13 May 2012
The entrance of the Hellespont
I visited Turkey and returned with some new photos. You can find them on the pages dedicated Tenedos, Abydus, to Adana (a nice photo of Hadrian), the Hellespont, Alexandria in the Troad, Alexandria near Issus, the river Scamander (I like this page because it combines photos from four places), and the funeral mound of Caracalla’s favorite Festus at Üvecik Tepe (scroll down a bit). It’s mostly from museums I visited, and not really important.
There’s also a photo of the battlefield at Aigospotamoi, but the steep shoreline on the site made me wonder whether the identification was right.
16 December 2007
Today, I went to Bonn with three friends, to see the exhibition “Ägyptens versunkene Schätze“. You can see many objects that were found by divers in the lagoon of Alexandria, and must have belonged to the residential area of the palace of the Ptolemaic kings. Some objects were really beautiful, like the head of the Nile god at the beginning of the exhibition and a large stela of pharaoh Nectanebo I. The displays themselves were excellent and the explanations were adequate.
Still, I was a bit disappointed. This exposition is certainly worth a visit -no doubt about that- but it must be noted that taking photos is not allowed. I sincerely regret this, because I like to study objects later, at my leisure. We bought a catalogue, but the details one wants to study are never the ones selected by professional photographers. There is something wrong here. A museum that obstructs study has something to explain.

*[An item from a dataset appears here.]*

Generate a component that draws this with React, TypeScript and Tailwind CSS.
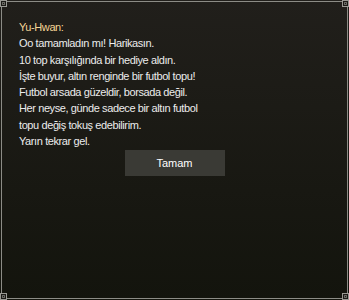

My main objection, however, is that most objects were just art for art’s sake. There were some ceramics and coins, but utensils from daily life (which must have been the majority of the finds) were almost neglected. As a consequence, the context of the finds was missing; it was just art and some explanation, but the real questions remained unanswered. What I would have liked to know was, for example:
- Who were the artists? Greeks, Egyptians, Macedonians, others?
- Were these sculptures unique, or must we assume that other Hellenistic capitals had similar statues, busts, inscriptions?
- Did these discoveries change our perspective on Greek and Egyptian art?
Et cetera. None of these questions received an adequate answer. Instead, there were several beautiful photos,like the one to the right. Now look how carefully this photo was arranged, with the light source that illuminates the statue hidden behind the obect in the hand of the diver. I can not remember one single photo on which I could see the tools of an archaeologist, like measuring tape. Was I looking at the finds of a professional underwater excavation, or at the results of mere treasure hunting?
Oh yes, the exhibition conveyed a sense of adventure. And it was all very beautiful. But the real questions remained unanswered, and it was more show than science. Consequently, my overall impression was that it was all rather empty.